Ultimately, the final extension period ran out and buyer had not closed, although it still was trying to put together its investors. Seller was tolerant of this for a while, but ultimately found another buyer and pressed the broker to release to it the earnest money, as the time for closing had long since passed and there were no contingencies to buyer’s duty to close. Broker, concluding that the seller had a right to the money under the terms of the contract, transferred the money to seller, even though broker new that buyer would object and intended that the earnest money not be transferred without its prior consent.

Buyer sued for breach of fiduciary duty, and the trial court held for the defendant broker and ordered restoration of the money to the buyer from the broker.. (Broker had an indemnification agreement from the seller.) The appeals court here affirmed that the release of the monies was wrongful, but remanded on the question of damages. As to the latter point, the court concluded that if indeed the seller was entitled to the earnest money under the contract, then the buyer suffered no damages as a consequence of the release (except possibly a small amount of interest, because ultimately a court would have order the release anyway.

The court noted that the earnest money agreement and the sale agreement are separate. Where no contract requires otherwise, the buyer is free to require that, even if in fact he owes the earnest money as liquidated damages, the court make such a determination, and not the escrow agent. That was the case here. The buyer had signed no agreement providing for the forfeiture of the earnest money, and in fact had made a point of maintaining that it objected to any such release by the escrowee/broker. The reason for this was not to resist the forfeiture so much as to keep the deal alive so that the broker could continue efforts to put together its own investment group.

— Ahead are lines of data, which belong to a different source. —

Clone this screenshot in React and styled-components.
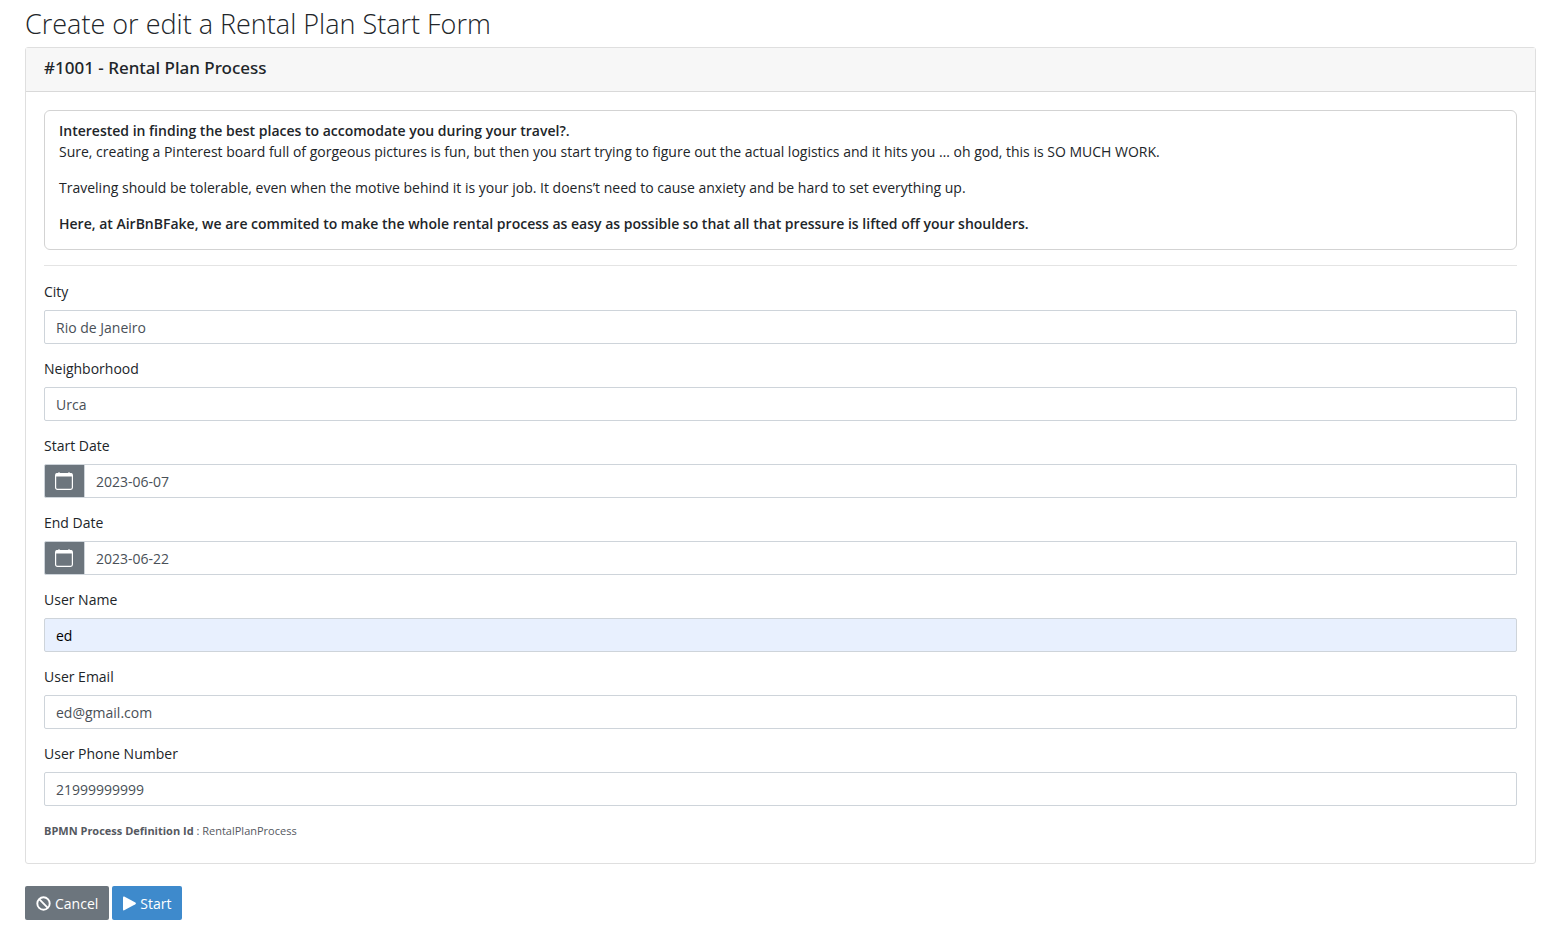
import React, { useState } from "react";
import styled, { createGlobalStyle } from "styled-components";

const GlobalStyle = createGlobalStyle`
  *, *::before, *::after { box-sizing: border-box; }
  body {
    margin: 0;
    background: #fff;
    color: #212529;
    font: 400 14px/21px "Segoe UI", "Open Sans", "Noto Sans", sans-serif;
  }
  strong { font-weight: 600; }
`;

const Page = styled.form`
  padding: 5px 10px 10px 25px;
`;

const Title = styled.h2`
  margin: 0 0 4px;
  font-size: 27px;
  font-weight: 300;
  line-height: 38px;
`;

const Card = styled.section`
  border: 1px solid #dfdfdf;
  border-radius: 3px;
`;

const CardHeader = styled.header`
  padding: 8px 18px 12px;
  background: #f7f7f7;
  border-bottom: 1px solid #d9d9d9;
`;

const CardTitle = styled.h4`
  margin: 0;
  font-family: "Segoe UI", "Noto Sans", sans-serif;
  font-size: 17px;
  font-weight: 500;
  line-height: 23px;
`;

const CardBody = styled.div`
  padding: 18px 18px 23px;
`;

const Intro = styled.div`
  padding: 9px 14px 15px;
  border: 1px solid #d3d3d3;
  border-radius: 6px;
`;

const Paragraph = styled.p`
  margin: 0 0 15px;
  &:last-child { margin-bottom: 0; }
`;

const Divider = styled.hr`
  margin: 15px 0;
  border: 0;
  border-top: 1px solid #e4e4e4;
`;

const Field = styled.div`
  margin-bottom: 14px;
`;

const Label = styled.label`
  display: block;
  margin-bottom: 8px;
`;

const InputRow = styled.div`
  display: flex;
`;

const Input = styled.input`
  flex: 1;
  min-width: 0;
  height: 34px;
  padding: 1px 11px 0;
  border: 1px solid #ced4da;
  border-left-width: ${(p) => (p.$joined ? 0 : 1)}px;
  border-radius: ${(p) => (p.$joined ? "0 2px 2px 0" : "2px")};
  background: ${(p) => (p.$filled ? "#e8f0fe" : "#fff")};
  color: ${(p) => (p.$filled ? "#000" : "#495057")};
  font: inherit;
`;

const DateButton = styled.button`
  display: flex;
  align-items: center;
  justify-content: center;
  width: 41px;
  height: 34px;
  padding: 0 2px 0 0;
  border: 1px solid #ced4da;
  border-radius: 2px 0 0 2px;
  background: #6c757d;
  color: #fff;
`;

const Definition = styled.p`
  margin: 0;
  padding-top: 2px;
  color: #55595f;
  font-size: 11px;
  line-height: 18px;
  strong { font-weight: 700; }
`;

const Actions = styled.div`
  display: flex;
  gap: 3px;
  margin-top: 22px;
`;

const Button = styled.button`
  display: flex;
  align-items: center;
  gap: 4px;
  height: 34px;
  padding: 0 11px;
  border: 0;
  border-radius: 2px;
  background: ${(p) => (p.$primary ? "#3e8acc" : "#6c757d")};
  color: #fff;
  font: inherit;
`;

const CalendarIcon = () => (
  <svg width="18" height="18" viewBox="0 0 18 18" fill="none" aria-hidden="true">
    <rect x="0.6" y="1.6" width="16.8" height="15.8" rx="1.8" stroke="currentColor" strokeWidth="1.2" />
    <path d="M0.5 4.5V3Q0.5 1 2.5 1H15.5Q17.5 1 17.5 3V4.5ZM3.5 0h1v1.5h-1zM13.5 0h1v1.5h-1z" fill="currentColor" />
  </svg>
);

const BanIcon = () => (
  <svg width="15" height="15" viewBox="0 0 15 15" fill="none" stroke="currentColor" strokeWidth="1.9" aria-hidden="true">
    <circle cx="7.5" cy="7.5" r="6.2" />
    <path d="M3.2 3.2 11.8 11.8" />
  </svg>
);

const PlayIcon = () => (
  <svg width="13" height="15" viewBox="0 0 13 15" fill="currentColor" aria-hidden="true">
    <path d="M0 1.4Q0 0.2 1.2 0.6L12.4 6.6Q13.4 7.4 12.4 8.2L1.2 14.3Q0 14.7 0 13.5Z" />
  </svg>
);

const FIELDS = [
  { id: "city", label: "City", value: "Rio de Janeiro" },
  { id: "neighborhood", label: "Neighborhood", value: "Urca" },
  { id: "start-date", label: "Start Date", value: "2023-06-07", date: true },
  { id: "end-date", label: "End Date", value: "2023-06-22", date: true },
  { id: "user-name", label: "User Name", value: "ed", filled: true },
  { id: "user-email", label: "User Email", value: "ed@gmail.com" },
  { id: "user-phone", label: "User Phone Number", value: "21999999999" },
];

function FormField({ id, label, value, date, filled }) {
  const [text, setText] = useState(value);
  return (
    <Field>
      <Label htmlFor={id}>{label}</Label>
      <InputRow>
        {date && (
          <DateButton type="button" aria-label={`Choose ${label}`}>
            <CalendarIcon />
          </DateButton>
        )}
        <Input id={id} type="text" value={text} $joined={date} $filled={filled} onChange={(e) => setText(e.target.value)} />
      </InputRow>
    </Field>
  );
}

export default function App() {
  return (
    <>
      <GlobalStyle />
      <Page onSubmit={(e) => e.preventDefault()}>
        <Title>Create or edit a Rental Plan Start Form</Title>
        <Card>
          <CardHeader>
            <CardTitle>#1001 - Rental Plan Process</CardTitle>
          </CardHeader>
          <CardBody>
            <Intro>
              <Paragraph>
                <strong>Interested in finding the best places to accomodate you during your travel?.</strong>
                <br />
                Sure, creating a Pinterest board full of gorgeous pictures is fun, but then you start trying to figure out the actual logistics and it hits you … oh god, this is SO MUCH WORK.
              </Paragraph>
              <Paragraph>
                Traveling should be tolerable, even when the motive behind it is your job. It doens’t need to cause anxiety and be hard to set everything up.
              </Paragraph>
              <Paragraph>
                <strong>Here, at AirBnBFake, we are commited to make the whole rental process as easy as possible so that all that pressure is lifted off your shoulders.</strong>
              </Paragraph>
            </Intro>
            <Divider />
            {FIELDS.map((field) => (
              <FormField key={field.id} {...field} />
            ))}
            <Definition>
              <strong>BPMN Process Definition Id</strong> : RentalPlanProcess
            </Definition>
          </CardBody>
        </Card>
        <Actions>
          <Button type="button"><BanIcon />Cancel</Button>
          <Button type="submit" $primary><PlayIcon />Start</Button>
        </Actions>
      </Page>
    </>
  );
}
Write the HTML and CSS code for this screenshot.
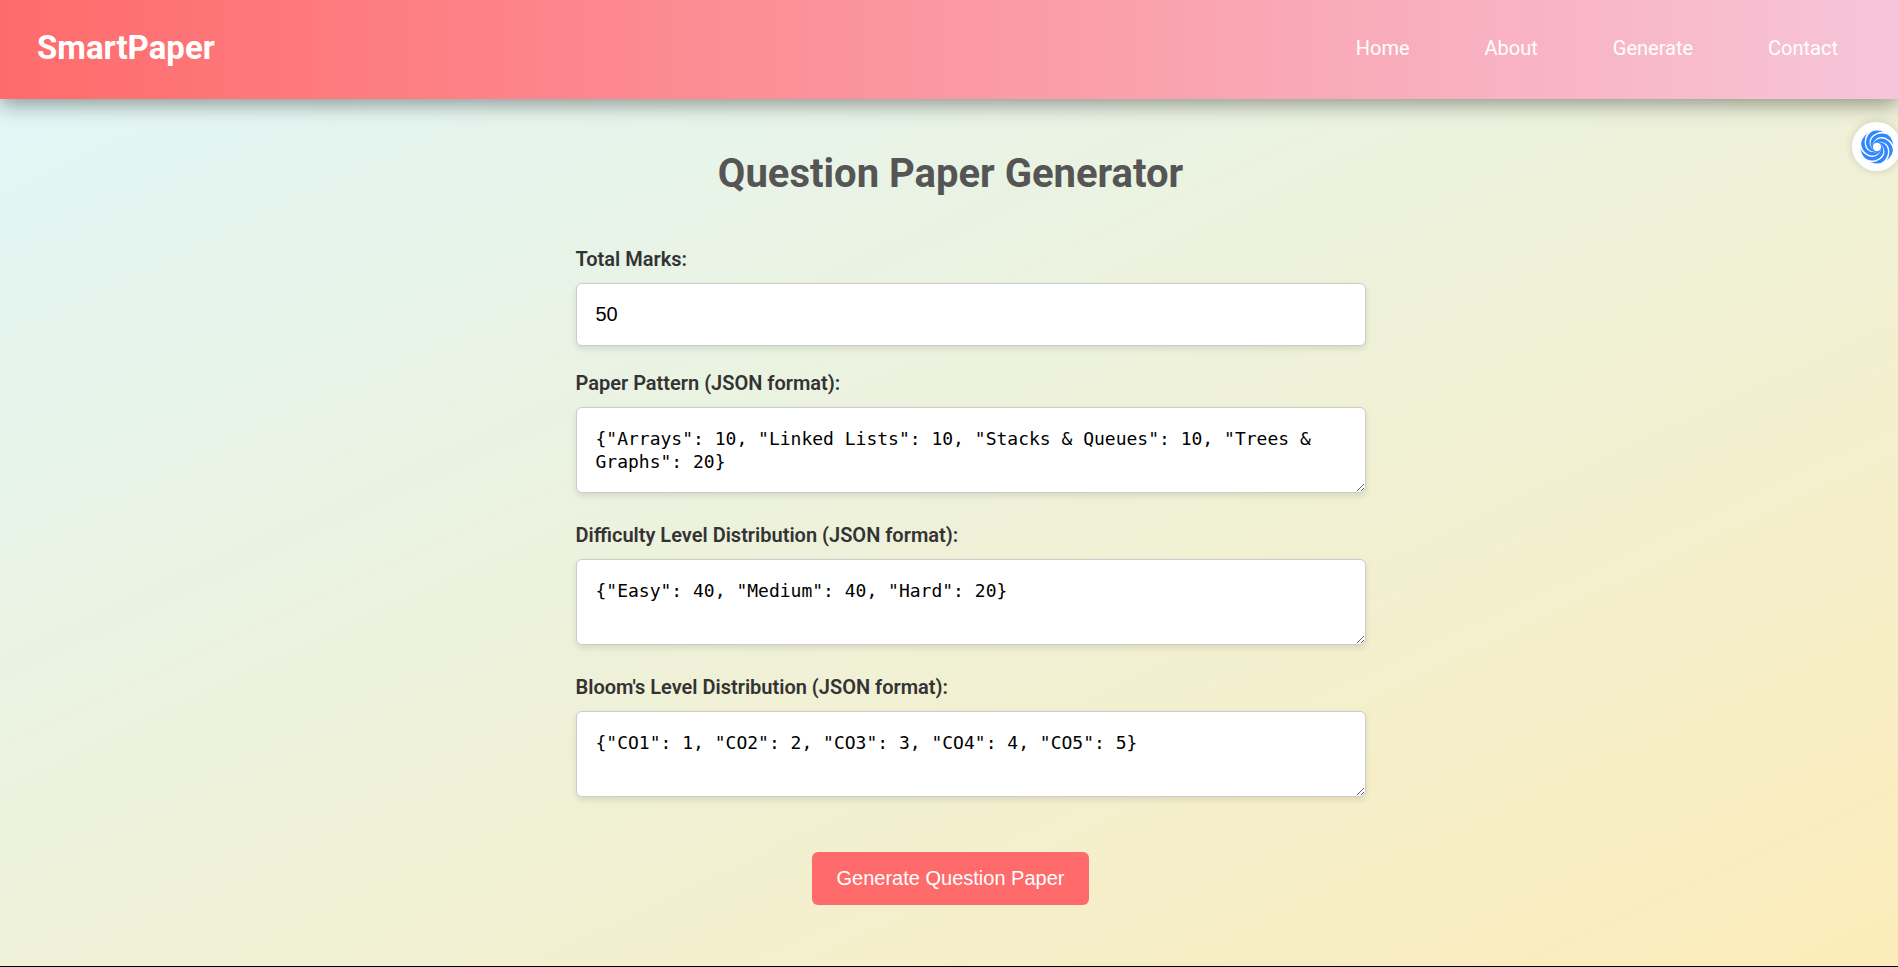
FILE: index.html
```html
<!DOCTYPE html>
<html lang="en">
<head>
<meta charset="utf-8">
<title>SmartPaper</title>
<link rel="stylesheet" href="styles.css">
</head>
<body>
<header class="site-header">
  <div class="logo">SmartPaper</div>
  <nav class="nav">
    <a href="#home">Home</a>
    <a href="#about">About</a>
    <a href="#generate">Generate</a>
    <a href="#contact">Contact</a>
  </nav>
</header>
<main class="main">
  <h1 class="title">Question Paper Generator</h1>
  <form class="form">
    <div class="field">
      <label for="marks">Total Marks:</label>
      <input id="marks" type="text" inputmode="numeric" value="50">
    </div>
    <div class="field">
      <label for="pattern">Paper Pattern (JSON format):</label>
      <textarea id="pattern" rows="2" spellcheck="false">{"Arrays": 10, "Linked Lists": 10, "Stacks &amp; Queues": 10, "Trees &amp; Graphs": 20}</textarea>
    </div>
    <div class="field">
      <label for="difficulty">Difficulty Level Distribution (JSON format):</label>
      <textarea id="difficulty" rows="2" spellcheck="false">{"Easy": 40, "Medium": 40, "Hard": 20}</textarea>
    </div>
    <div class="field">
      <label for="bloom">Bloom's Level Distribution (JSON format):</label>
      <textarea id="bloom" rows="2" spellcheck="false">{"CO1": 1, "CO2": 2, "CO3": 3, "CO4": 4, "CO5": 5}</textarea>
    </div>
    <button class="submit" type="button">Generate Question Paper</button>
  </form>
</main>
<button class="assistant" type="button" aria-label="Open assistant">
  <svg width="34" height="34" viewBox="-17 -17 34 34" fill="#fff" aria-hidden="true">
    <defs><path id="gap" d="M-3.500 3.500C-8.800-3-6.500-10.500 1-12.900C6-14.300 10.500-13 13.300-10.300L14.500-12C9-16.300 4-15.700 0-14C-9-10.500-9.400-2.500-3.500 3.500Z"/></defs>
    <circle r="16.500" fill="#2f86ff"/>
    <circle r="4.200"/>
    <use href="#gap"/>
    <use href="#gap" transform="rotate(60)"/>
    <use href="#gap" transform="rotate(120)"/>
    <use href="#gap" transform="rotate(180)"/>
    <use href="#gap" transform="rotate(240)"/>
    <use href="#gap" transform="rotate(300)"/>
  </svg>
</button>
</body>
</html>
```
FILE: styles.css
```css
* {
  box-sizing: border-box;
}

body {
  margin: 0;
  min-height: 100vh;
  overflow-x: hidden;
  border-bottom: 1px solid #000;
  background: linear-gradient(155deg, #e0f7fa, #fcecba);
  color: #333;
  font-family: Roboto, sans-serif;
}

.site-header {
  display: flex;
  align-items: center;
  justify-content: space-between;
  padding: 26px 60px 30px 37px;
  background: linear-gradient(90deg, #ff6b6b, #f7c5d9);
  box-shadow: 0 5px 20px rgba(0, 0, 0, 0.4);
  color: #fff;
}

.logo {
  font-size: 33px;
  line-height: 43px;
  font-weight: 700;
}

.nav {
  display: flex;
  gap: 75px;
}

.nav a {
  color: #fff;
  font-size: 20px;
  line-height: 24px;
  text-decoration: none;
}

.main {
  display: flex;
  flex-direction: column;
  align-items: center;
  padding: 51px 0 60px 3px;
}

.title {
  margin: 0 0 49px;
  color: #555;
  font-size: 40px;
  line-height: 48px;
  font-weight: 700;
}

.form {
  display: flex;
  flex-direction: column;
  width: 750px;
  max-width: 90%;
}

.field {
  display: flex;
  flex-direction: column;
  align-items: flex-start;
  margin-bottom: 25px;
}

.field label {
  margin-bottom: 12px;
  font-size: 20px;
  line-height: 24px;
  font-weight: 600;
}

.field input,
.field textarea {
  box-sizing: content-box;
  width: 100%;
  padding: 19px;
  border: 1px solid #ccc;
  border-radius: 6px;
  background: #fff;
  box-shadow: 0 3px 6px rgba(0, 0, 0, 0.1);
  color: #000;
}

.field input {
  height: 23px;
  font: 20px/23px "Liberation Sans", Arial, sans-serif;
}

.field textarea {
  height: 46px;
  margin-bottom: 5px;
  font: 18px/23px Consolas, "DejaVu Sans Mono", monospace;
}

.submit {
  align-self: center;
  margin-top: 25px;
  padding: 15px 25px;
  border: 0;
  border-radius: 6px;
  background: #ff6b6b;
  color: #fff;
  font: 20px/23px "Liberation Sans", Arial, sans-serif;
}

.assistant {
  position: fixed;
  top: 122px;
  right: -3px;
  display: grid;
  place-items: center;
  width: 49px;
  height: 49px;
  padding: 0;
  border: 0;
  border-radius: 50%;
  background: #fff;
  box-shadow: 0 0 8px rgba(0, 0, 0, 0.15);
}
```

The court ruled that although the escrowee acted wrongfully in releasing the funds, it would remand to the trial court for a reevaluation of the damages remedy. It noted that if indeed that seller stood to forfeit the earnest money when a court reviewed the question, then the buyer had suffered very little damages by the forfeiture. Here, it appeared that there were no excuses and the buyer really did stand to forfeit, so the court remanded for a redetermination of the damages.

Comment 1: If the broker had not released the escrow monies, there might not have been another sale. Those monies may have been critical to make the deal. The result would be that the buyer would have had a bit longer to put together its own deal, and might have succeeded. And the seller may have agreed to go along, even though it didn’t have to. So it’s not a bit clear to the editor that the damages need to be redetermined. But we don’t know enough about the other deal.

Comment 2: So the sloppy escrow agent may have dodged a bullet here. It won’t always be that easy. Most lawyers advise escrow agents caught in this pickle: “When in doubt, interplead.” You don’t need agreement to interpleader in advance to use the remedy. You just have to be a stakeholder of a disputed stake.

But the real problem here likely arose from the fact that the “pressure” brought by the seller was that the broker would lose important business relationships if he didn’t cooperate. The story is the same one that I’ve been reiterating for a few years on this list - people make big mistakes when they become escrows as accommodations to important clients. Sooner or later the clients will want favorable treatment from “their” agent. The cost of not giving that favorable treatment is loss of important business contacts. The best way to avoid paying that cost is not to get into the escrow business at all. Clients ought to be brought to understand ethical responsibilities and fiduciary duties. If they go off and find others less scrupulous, it’s a bitter pill, but that’s what we call professionalism. Personally, I don’t find it too offensive if the client later, in the country club locker room, says: “ I had to stop using X, X insists on ethics and honesty. I can’t afford that
.” Others who listen will conclude that’s exactly what they want.

Comment 3: Further, lesson 1 of escrows is “get clear instructions.” Even if the broker chose to ignore all the other lessons set forth above, it should have heeded this one.